The direction brilliantly juxtaposes the claustrophobic, immediate terror inside the safe room with the polished, almost sterile environments of the French lecture halls Sabin later visits on a speaking tour. This editing choice creates a powerful disconnect, highlighting the immense gap between lived trauma and the world’s detached consumption of it. The episode deeply explores Sabin’s character, charting her journey from a mother gripped by fear to a defiant witness for her family.
Her frustration is palpable when confronted by a journalist who pushes for a “broader context.” Sabin’s sharp retort, “My children are in that film… Do you want to tell them what they endured is political?” serves as the episode’s ethical core. It is a powerful rejection of attempts to politicize or sanitize a profoundly personal tragedy, asserting the primacy of her lived experience.
Divergent Cinematic Visions of Terror
The anthology format allows the series to tailor its cinematic language to each specific story, resulting in episodes that are stylistically distinct yet thematically unified. The direction of “Sunset” is a masterclass in subjective, visceral immersion. The camera acts as a third terrified occupant of the portable toilet, employing shaky, handheld movements and extreme close-ups on panicked eyes and trembling hands.
This technique denies the viewer any objective distance, forcing them into the characters’ terrifyingly limited perspective. The episode ventures beyond realism with daring flourishes that externalize the characters’ inner states. An animated sequence featuring a protective “evil eye” symbol, a potent cultural talisman, comes to life on the wall. This moment visualizes a desperate grasp for a metaphysical shield when physical safety has vanished.
In another stylistic break, a character’s phone screen is projected onto the interior walls, transforming the squalid space into a canvas of fear and fragmented information. The filmmakers also manipulate time itself, using an on-screen clock and sharp, tick-tocking jump cuts to stretch moments into agonizing eternities, perfectly capturing the psychological experience of waiting in terror.
In “My Light,” the filmmaking serves a different purpose. Its style is more controlled and reflective, focused on the mechanics of memory and testimony. The framing device of Sabin’s speaking tour is central to this approach, giving her the power to narrate her own trauma rather than having it narrated for her. The series is unflinching in its portrayal of her audiences, some of whom are shown texting or looking away, a subtle but sharp critique of compassion fatigue and indifference.
When the episode incorporates recreated security footage of the attack on her home, it adopts a grainy, black-and-white aesthetic. This visual choice mimics a language we associate with objective evidence, lending a stark and undeniable authenticity to the horror.
The power of the episode is anchored by Yaël Abecassis’s stunning performance as Sabin. Her face is a landscape of complex, shifting emotions. In one moment, she is radiant with the memory of her lost son; in the next, her expression hardens into defiance as she confronts the inadequacy of the world’s response. It is a portrait of grief as a dynamic, active force.

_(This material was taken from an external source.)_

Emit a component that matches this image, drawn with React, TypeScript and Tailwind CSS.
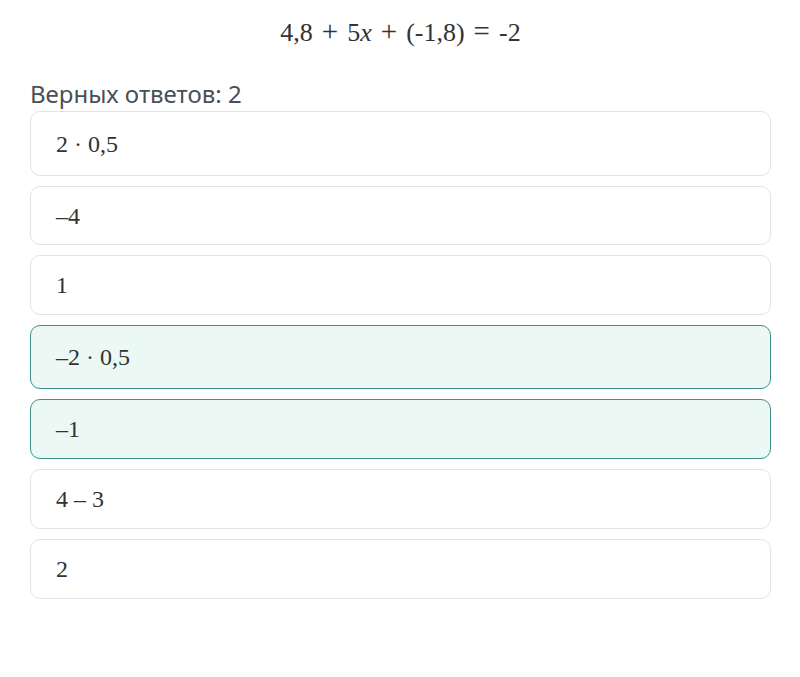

The Bridge Between Drama and Reality
The series’ most profound statement is delivered after each story ends. In a recurring structural choice, the closing credits are preceded by footage of the real-life survivors meeting the actors who portrayed them. This sequence is a deliberate and powerful decision to break the cinematic illusion. It collapses the comfortable distance between the viewer and the viewed, gently forcing an acknowledgment of the real human beings whose experiences were just dramatized.
This gesture prevents the audience from compartmentalizing the show as just another piece of prestige television; it insists on its status as a document. This meta-textual act serves as the series’ central thesis: that art and testimony are inextricably linked, and that the process of telling these stories is a collaborative and necessary part of healing for both the individuals and the nation they represent.
This approach aligns with a growing movement in global docudrama that intentionally blurs the line between fiction and non-fiction to provoke a more significant ethical engagement from the audience. The final moments do not simply provide closure; they issue a challenge.
They transform the passive act of watching into an active process of witnessing. By revealing the real faces behind the fiction, One Day in October asks its audience not just to remember a historical event, but to connect with the enduring human pain and resilience at its center. The series becomes more than a memorial; it is an invitation to listen, to feel, and to understand the profound strength required to survive and to tell the tale.
One Day in October is a 7-episode anthology drama television series based on personal stories and real-life accounts from the October 7, 2023 attacks in Israel. The series tells several distinct, yet interwoven, narratives of love, courage, sacrifice, and survival, all presented in a real-time scripted format. The first four episodes of the series premiered in Israel on October 7, 2024, on the network yes. In the United States, the series was acquired by HBO Max, where it is scheduled to be released.
Full Credits
Director: Oded Davidoff, Daniel Finkelman
Writers: Oded Davidoff, Daniel Finkelman, Liron Ben-Shlosh, Adam G. Simon, Keren Weissman, Amir Hasfari, Orit Dabush, Yona Rozenkier
Producers and Executive Producers: Daniel Finkelman, Chaya Amor, Aviv Ben-Shlosh, Lee Ben-Shlush Kuperman, Fernando Szew, Jim Berk, Sheldon Rabinowitz
Cast: Swell Ariel Or, Noa Kedar, Naomi Levov, Hisham Suliman, Wael Hamdoun, Yuval Semo, Avi Azulay, Naveh Tzur, Yael Abecassis, Moran Rosenblatt, Michael Aloni, Neta Roth, Sean Softi, Lior Ashkenazi, Uri Perelman
Director of Photography (Cinematographer): Lael Utnik
Composer: Tomer Biran
The Review
One Day in October
One Day in October is not entertainment; it is an essential, harrowing act of testimony. Through its intimate focus, versatile cinematic language, and the powerful bridge it builds between dramatization and reality, the series serves as a courageous and artistically rendered document of human endurance. It is a profoundly difficult but necessary viewing experience, one that confronts an open wound with immense integrity and respect for its subjects, demanding to be witnessed.
PROS
- Grounds a large-scale tragedy in deeply personal and affecting human narratives.
- Each episode uses a distinct and effective visual style to convey different facets of trauma.
- The inclusion of the real-life survivors at the end of each episode adds a profound layer of integrity and emotional weight.
- The acting is superb, capturing the terror and resilience of the individuals portrayed.
CONS
- The series is emotionally draining and may be too difficult for some viewers to watch.
- By design, it avoids a wider political or historical context, which might leave some viewers wanting more information.